Saved data entries:

━━━━

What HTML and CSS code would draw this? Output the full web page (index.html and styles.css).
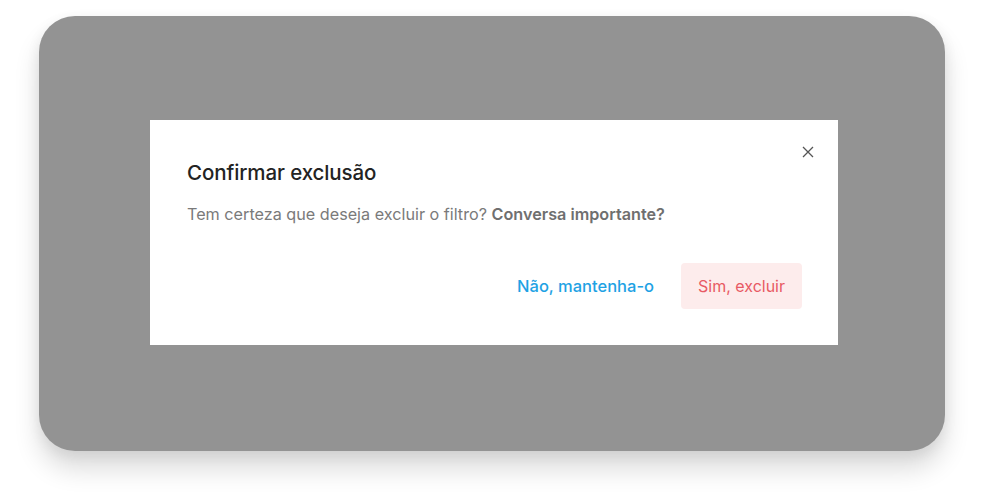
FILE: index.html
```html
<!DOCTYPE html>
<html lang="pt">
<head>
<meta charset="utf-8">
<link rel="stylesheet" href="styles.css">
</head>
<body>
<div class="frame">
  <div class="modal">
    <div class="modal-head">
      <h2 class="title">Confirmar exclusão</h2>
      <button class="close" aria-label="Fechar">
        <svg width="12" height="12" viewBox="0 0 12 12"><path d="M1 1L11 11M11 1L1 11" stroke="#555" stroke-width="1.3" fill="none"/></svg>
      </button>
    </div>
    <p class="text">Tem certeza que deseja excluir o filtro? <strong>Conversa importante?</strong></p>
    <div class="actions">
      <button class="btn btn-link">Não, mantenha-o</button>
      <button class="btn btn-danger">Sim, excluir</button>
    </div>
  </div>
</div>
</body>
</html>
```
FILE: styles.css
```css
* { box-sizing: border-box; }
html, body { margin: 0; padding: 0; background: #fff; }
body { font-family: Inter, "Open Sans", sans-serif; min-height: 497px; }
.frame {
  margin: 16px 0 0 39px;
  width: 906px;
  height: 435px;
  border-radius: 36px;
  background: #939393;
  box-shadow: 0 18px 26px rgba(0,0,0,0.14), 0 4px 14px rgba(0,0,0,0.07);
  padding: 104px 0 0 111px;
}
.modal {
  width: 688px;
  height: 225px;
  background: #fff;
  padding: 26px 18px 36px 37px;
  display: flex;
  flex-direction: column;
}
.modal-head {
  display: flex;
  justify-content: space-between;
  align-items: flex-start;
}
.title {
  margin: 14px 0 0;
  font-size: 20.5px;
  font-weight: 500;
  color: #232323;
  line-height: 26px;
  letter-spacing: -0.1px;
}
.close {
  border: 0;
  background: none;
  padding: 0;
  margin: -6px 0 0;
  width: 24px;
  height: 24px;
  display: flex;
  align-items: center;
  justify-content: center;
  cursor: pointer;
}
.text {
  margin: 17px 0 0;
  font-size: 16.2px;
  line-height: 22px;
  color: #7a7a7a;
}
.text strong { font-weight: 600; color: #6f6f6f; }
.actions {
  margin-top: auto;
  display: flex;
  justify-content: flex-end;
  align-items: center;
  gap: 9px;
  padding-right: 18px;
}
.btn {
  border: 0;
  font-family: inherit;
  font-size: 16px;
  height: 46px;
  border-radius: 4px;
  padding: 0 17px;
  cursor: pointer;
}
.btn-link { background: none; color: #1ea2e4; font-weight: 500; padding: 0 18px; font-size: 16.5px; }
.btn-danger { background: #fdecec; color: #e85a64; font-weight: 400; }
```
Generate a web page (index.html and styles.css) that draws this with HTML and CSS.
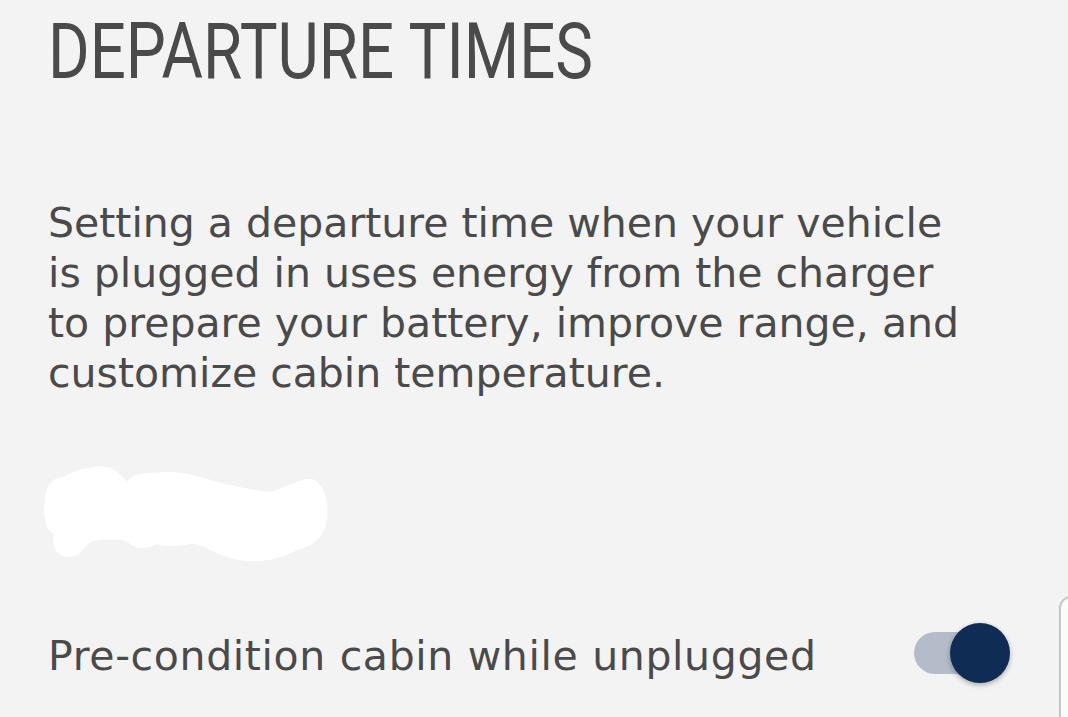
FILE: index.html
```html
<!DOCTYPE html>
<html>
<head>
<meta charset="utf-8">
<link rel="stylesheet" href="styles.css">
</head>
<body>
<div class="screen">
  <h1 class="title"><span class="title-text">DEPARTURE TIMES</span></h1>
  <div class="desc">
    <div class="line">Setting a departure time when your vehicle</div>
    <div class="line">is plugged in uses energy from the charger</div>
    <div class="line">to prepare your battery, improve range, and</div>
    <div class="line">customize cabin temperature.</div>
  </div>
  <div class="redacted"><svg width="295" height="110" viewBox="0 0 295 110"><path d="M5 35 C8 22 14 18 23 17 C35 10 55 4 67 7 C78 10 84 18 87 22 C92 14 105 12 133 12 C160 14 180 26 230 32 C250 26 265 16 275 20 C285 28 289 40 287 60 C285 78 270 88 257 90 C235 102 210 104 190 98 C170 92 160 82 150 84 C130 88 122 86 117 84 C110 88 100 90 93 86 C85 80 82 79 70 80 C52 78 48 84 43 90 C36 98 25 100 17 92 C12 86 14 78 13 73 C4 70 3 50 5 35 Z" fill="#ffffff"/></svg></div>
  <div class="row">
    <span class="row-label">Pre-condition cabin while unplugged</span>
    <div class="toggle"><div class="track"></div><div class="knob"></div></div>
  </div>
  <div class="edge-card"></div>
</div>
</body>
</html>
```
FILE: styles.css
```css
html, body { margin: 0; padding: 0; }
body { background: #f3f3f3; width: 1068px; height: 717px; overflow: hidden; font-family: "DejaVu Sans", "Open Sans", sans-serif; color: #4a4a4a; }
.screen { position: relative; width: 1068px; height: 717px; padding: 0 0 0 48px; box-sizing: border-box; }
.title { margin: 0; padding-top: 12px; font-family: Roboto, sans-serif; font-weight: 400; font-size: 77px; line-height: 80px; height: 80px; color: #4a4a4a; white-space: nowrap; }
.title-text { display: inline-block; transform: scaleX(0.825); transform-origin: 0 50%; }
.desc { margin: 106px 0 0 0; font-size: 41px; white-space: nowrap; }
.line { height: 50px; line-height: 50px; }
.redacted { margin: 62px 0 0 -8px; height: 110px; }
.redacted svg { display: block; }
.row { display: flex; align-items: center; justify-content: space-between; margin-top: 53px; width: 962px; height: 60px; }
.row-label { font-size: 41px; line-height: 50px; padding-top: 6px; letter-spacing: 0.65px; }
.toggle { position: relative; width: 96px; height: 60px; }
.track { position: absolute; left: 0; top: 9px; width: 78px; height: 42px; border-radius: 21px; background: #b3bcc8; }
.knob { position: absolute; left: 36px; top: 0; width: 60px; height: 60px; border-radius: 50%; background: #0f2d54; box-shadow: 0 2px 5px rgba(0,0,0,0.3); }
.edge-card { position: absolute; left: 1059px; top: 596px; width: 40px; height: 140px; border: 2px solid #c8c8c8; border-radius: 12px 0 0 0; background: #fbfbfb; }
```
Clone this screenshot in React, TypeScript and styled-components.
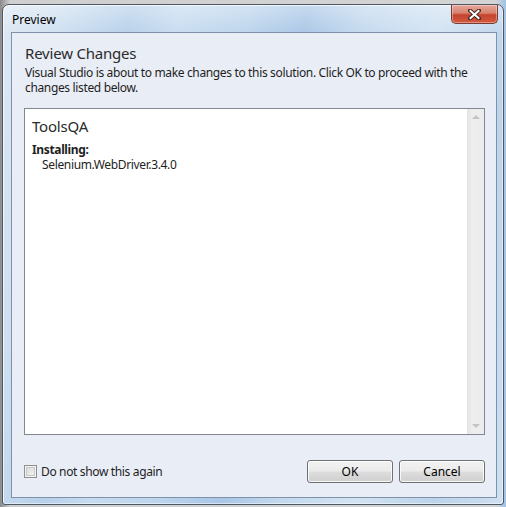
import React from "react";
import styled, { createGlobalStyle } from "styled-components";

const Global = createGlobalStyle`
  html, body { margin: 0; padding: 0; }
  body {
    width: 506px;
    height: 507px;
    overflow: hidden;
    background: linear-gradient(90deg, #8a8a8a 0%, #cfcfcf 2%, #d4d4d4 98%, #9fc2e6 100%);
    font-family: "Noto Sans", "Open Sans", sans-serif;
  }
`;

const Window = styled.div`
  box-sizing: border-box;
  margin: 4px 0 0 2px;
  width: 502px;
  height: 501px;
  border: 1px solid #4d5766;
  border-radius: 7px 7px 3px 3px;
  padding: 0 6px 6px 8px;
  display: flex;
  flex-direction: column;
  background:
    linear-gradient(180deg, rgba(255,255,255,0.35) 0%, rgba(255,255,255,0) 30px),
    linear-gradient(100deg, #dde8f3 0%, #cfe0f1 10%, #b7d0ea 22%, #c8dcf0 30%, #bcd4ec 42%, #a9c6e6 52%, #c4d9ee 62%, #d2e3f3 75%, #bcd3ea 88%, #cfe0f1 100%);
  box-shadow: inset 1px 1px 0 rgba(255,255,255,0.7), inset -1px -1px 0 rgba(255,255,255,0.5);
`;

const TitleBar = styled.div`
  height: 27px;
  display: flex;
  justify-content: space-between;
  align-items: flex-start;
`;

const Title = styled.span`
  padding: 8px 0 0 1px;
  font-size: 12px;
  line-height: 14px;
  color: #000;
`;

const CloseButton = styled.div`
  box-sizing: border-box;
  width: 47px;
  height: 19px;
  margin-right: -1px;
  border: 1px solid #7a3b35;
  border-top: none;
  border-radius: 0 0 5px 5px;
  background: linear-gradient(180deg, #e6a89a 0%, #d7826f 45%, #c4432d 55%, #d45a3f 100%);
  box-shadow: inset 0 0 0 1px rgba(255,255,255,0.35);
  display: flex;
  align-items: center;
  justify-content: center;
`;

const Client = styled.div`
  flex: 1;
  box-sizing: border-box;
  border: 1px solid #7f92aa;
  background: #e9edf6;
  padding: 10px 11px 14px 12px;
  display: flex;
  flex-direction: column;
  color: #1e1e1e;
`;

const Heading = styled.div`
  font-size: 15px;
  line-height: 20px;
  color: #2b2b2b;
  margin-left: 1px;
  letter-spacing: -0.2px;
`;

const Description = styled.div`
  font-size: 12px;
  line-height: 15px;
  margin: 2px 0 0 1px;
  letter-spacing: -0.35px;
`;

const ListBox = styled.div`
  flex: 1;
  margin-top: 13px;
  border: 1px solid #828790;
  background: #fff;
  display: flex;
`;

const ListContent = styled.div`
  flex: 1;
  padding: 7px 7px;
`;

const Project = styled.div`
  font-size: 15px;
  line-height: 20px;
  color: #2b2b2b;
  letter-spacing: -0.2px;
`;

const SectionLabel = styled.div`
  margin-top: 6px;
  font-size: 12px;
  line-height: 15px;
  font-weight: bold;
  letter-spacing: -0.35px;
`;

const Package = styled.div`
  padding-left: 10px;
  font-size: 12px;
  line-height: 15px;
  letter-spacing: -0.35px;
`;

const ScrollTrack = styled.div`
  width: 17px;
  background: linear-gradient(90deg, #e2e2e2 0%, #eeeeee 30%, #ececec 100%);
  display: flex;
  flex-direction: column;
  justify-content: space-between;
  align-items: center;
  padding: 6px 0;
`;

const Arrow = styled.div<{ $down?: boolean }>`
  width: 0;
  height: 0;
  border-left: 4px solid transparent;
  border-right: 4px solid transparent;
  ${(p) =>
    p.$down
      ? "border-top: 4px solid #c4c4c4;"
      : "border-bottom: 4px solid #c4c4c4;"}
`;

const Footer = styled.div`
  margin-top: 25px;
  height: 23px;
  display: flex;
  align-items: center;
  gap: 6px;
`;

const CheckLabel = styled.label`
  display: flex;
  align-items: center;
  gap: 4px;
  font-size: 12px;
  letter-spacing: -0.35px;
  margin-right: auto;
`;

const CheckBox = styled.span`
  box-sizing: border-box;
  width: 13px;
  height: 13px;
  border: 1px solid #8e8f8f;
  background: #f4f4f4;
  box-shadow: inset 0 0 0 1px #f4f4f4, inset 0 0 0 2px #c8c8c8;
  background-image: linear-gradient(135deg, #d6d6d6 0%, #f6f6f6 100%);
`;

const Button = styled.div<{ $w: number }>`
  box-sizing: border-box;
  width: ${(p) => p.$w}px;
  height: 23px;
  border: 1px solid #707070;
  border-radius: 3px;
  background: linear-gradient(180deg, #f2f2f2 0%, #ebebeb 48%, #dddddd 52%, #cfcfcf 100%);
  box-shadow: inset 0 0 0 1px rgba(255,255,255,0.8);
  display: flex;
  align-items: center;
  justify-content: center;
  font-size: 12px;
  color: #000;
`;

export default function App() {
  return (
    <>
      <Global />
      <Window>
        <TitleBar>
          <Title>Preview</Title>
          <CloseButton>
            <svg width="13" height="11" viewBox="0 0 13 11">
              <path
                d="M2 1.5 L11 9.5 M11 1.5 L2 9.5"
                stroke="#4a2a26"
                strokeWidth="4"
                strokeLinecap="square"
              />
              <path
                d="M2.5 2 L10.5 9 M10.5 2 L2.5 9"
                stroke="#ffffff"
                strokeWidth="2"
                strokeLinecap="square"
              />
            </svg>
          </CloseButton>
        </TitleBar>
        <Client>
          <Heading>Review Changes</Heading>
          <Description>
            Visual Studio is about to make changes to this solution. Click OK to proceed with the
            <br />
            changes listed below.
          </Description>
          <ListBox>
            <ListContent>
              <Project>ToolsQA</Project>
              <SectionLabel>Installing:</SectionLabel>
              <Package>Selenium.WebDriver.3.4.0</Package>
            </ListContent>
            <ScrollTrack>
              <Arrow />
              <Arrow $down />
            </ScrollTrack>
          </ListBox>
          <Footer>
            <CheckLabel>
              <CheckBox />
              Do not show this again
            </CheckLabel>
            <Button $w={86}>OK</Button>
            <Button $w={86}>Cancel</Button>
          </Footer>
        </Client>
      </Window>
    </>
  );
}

━━━━

> **AIM OF THE EXERCISE**
Each line above that holds the string "React" should be copied and shown.

> **SOLUTION BELOW**
Clone this screenshot in React, TypeScript and styled-components.
import React from "react";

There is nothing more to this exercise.